I still don’t like Ronstadt’s version of Poor Poor Pitifil Me at all and I’m not all that fond of her rendition of Carmelita either. For me, Willin’ is and will always be a Lowell George song and not a Linda Ronstadt song. But some people really like her versions and I’m guessing that George and Zevon have been financially helped more than hurt by them. I’m quite happy over the fact that I can now admit to myself that Linda’s version of Hasten Down the Wind is at least as good as the original and that her recording of Blue Bayou, while I personally will never pick it over Roy Orbison’s, is pretty darned good.

That’s the cover from Linda’s year old autobiography pictured at the top of this article. I’ve used it for two reasons. One is that it is what I would use if reviewing the book (which I’m not) so I probably won’t get sued over it. The other is that it’s a face that’s not easy to connect with smuggling “smokes and folks from Mexico” or being “all strung out on heroin on the outskirts of town” and maybe that will support my point about ill-fitting songs a little. I have not read the entire book but scanned through it to learn that Linda actively sought out Lowell George in order to learn and record Willin’. On the other hand, Poor Poor Pitiful Me, was not only not appropriated in some dark plot to gentrify Warren Zevon, but was pressed on Linda by mutual friend Jackson Brown.

2 thoughts on “Making Peace with Linda

  1. To my eclectic seasoned ears Ronstadt’s voice was as pure as it was powerful, heartbreaking and powerful all at once.
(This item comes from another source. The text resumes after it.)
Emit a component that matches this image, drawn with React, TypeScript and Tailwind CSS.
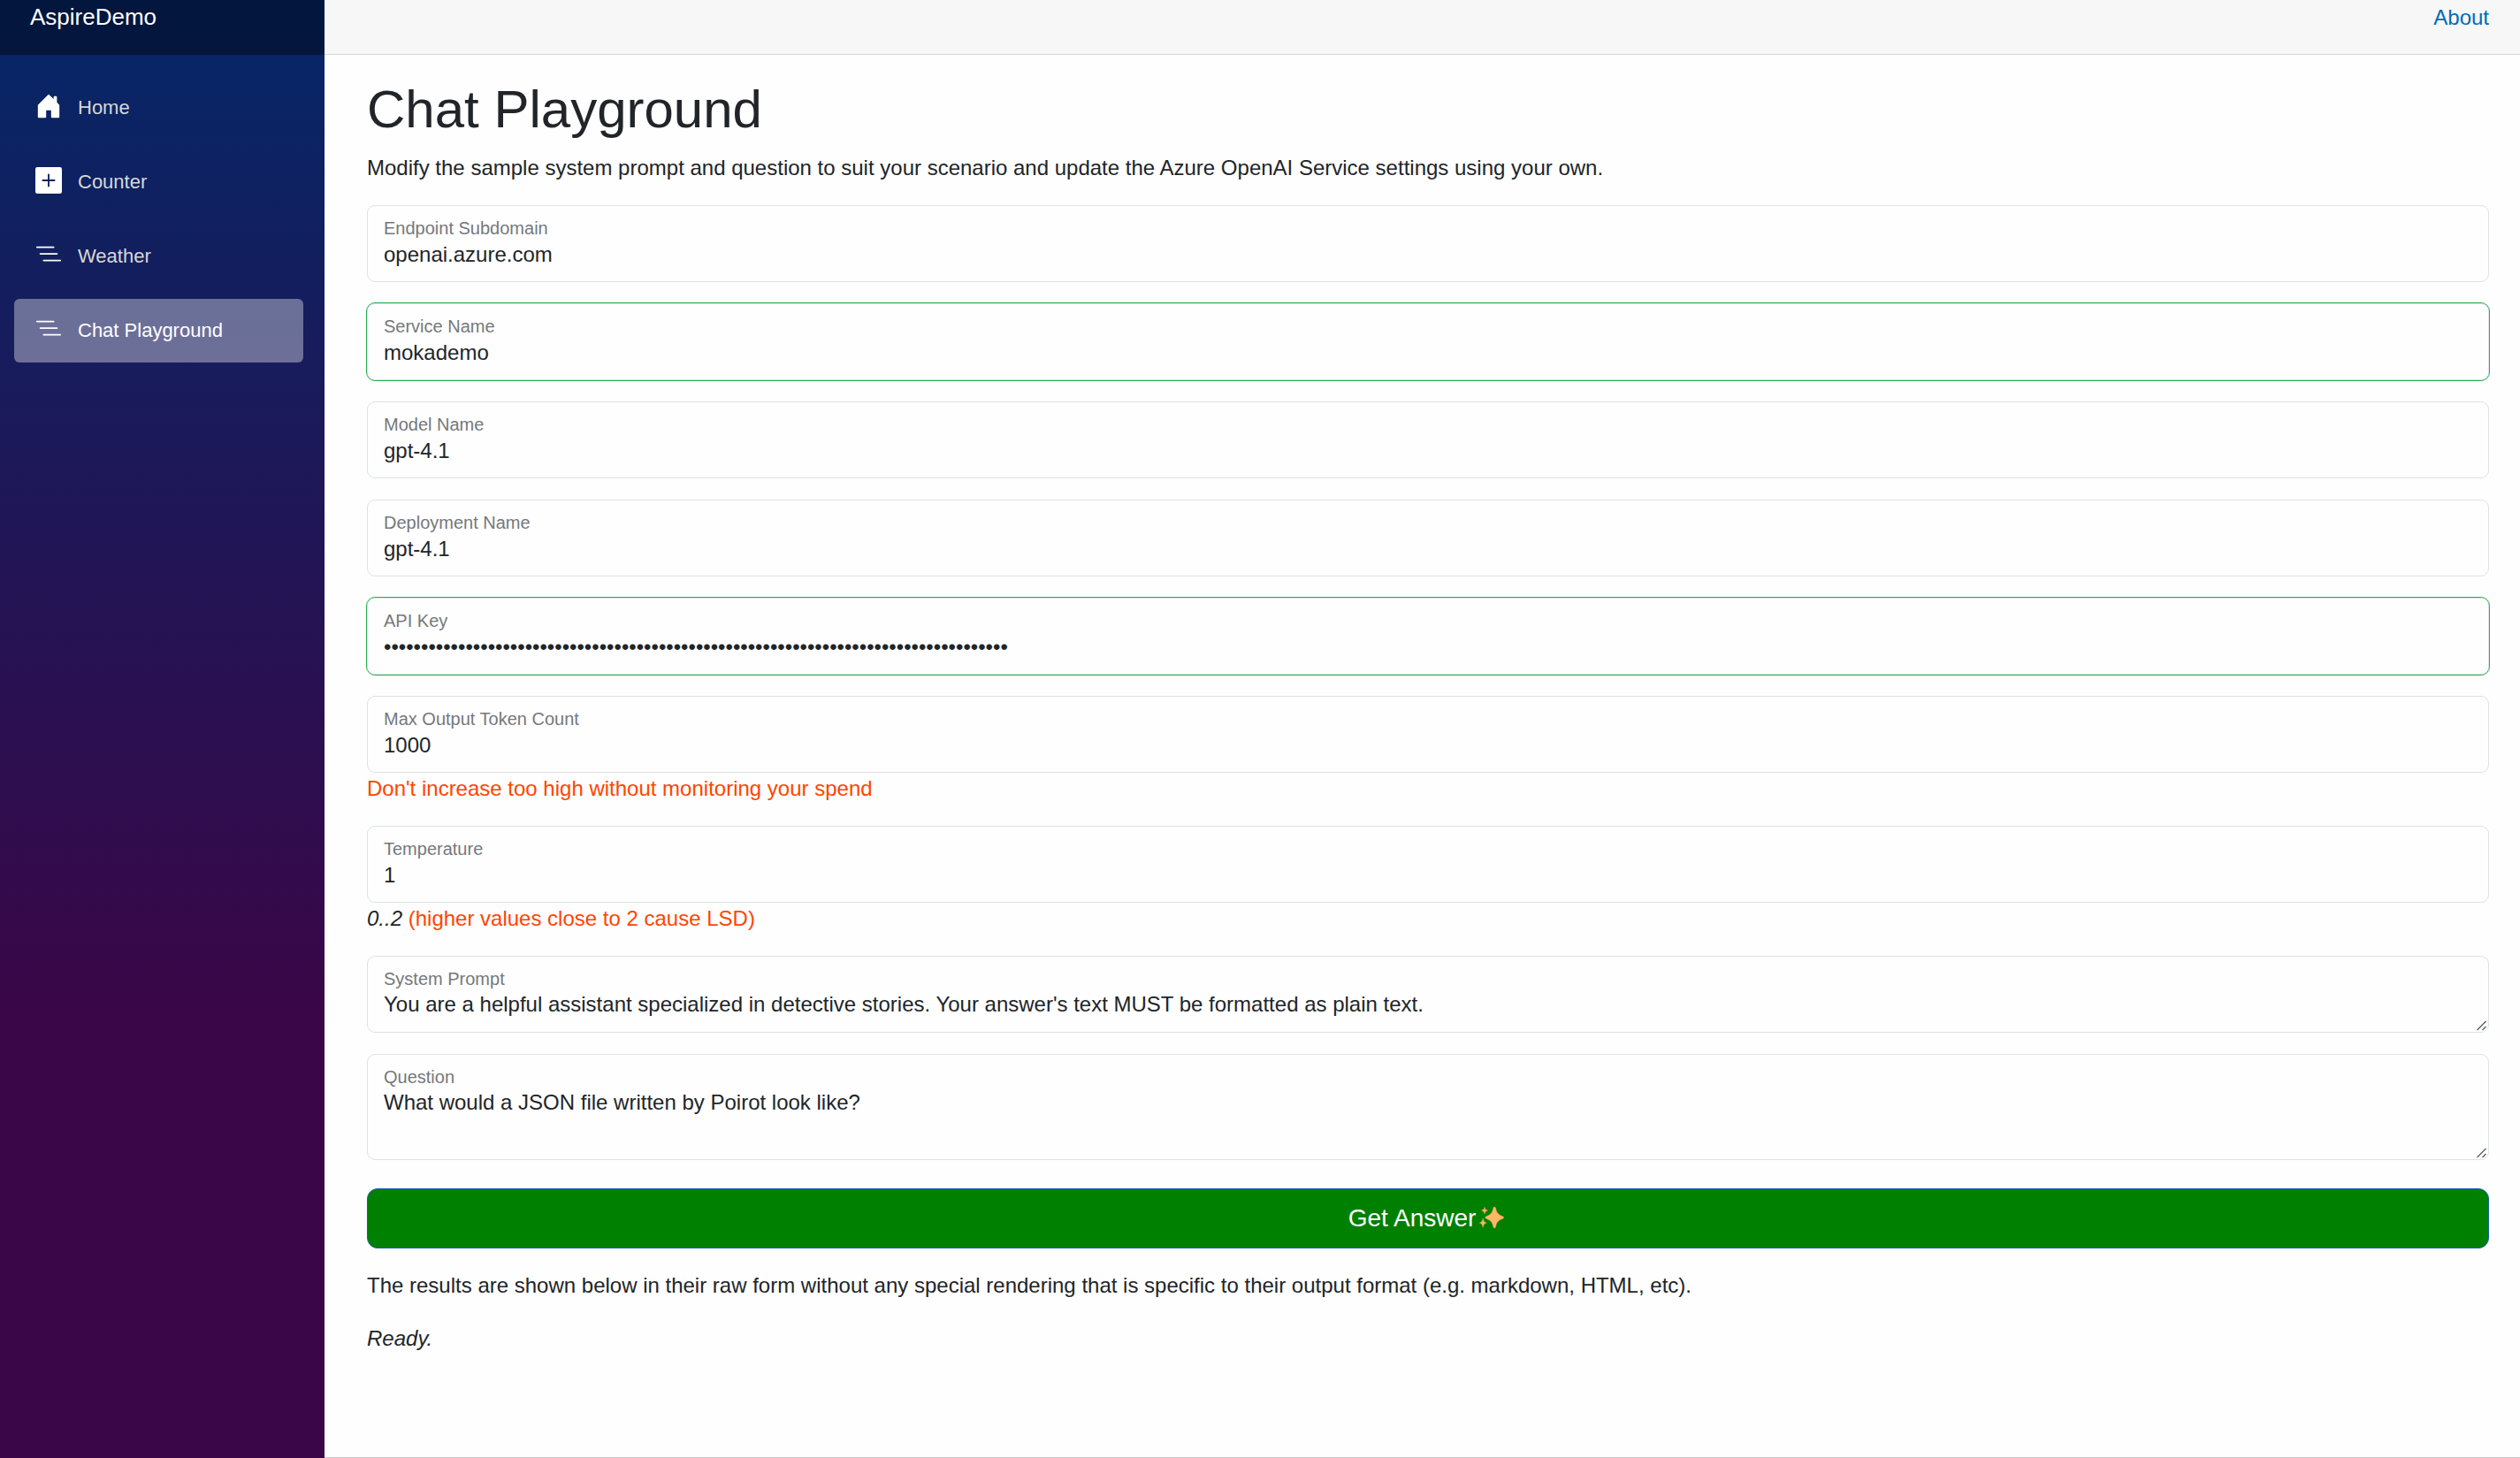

A dreamboat daughter of the Southwest who sang authentically of Tucson and Encinata and all such places. Lowell, Warren and every muscian inLa swarmed around her not just she was a doll but because that voice was a tremendously rich, gorgeous instrument. Her detractors have mostly been foiled, engineers consider her voice a treasure and she is the last of the truly great transforming vocalists who brought true melodic justice to songs and their songwriters.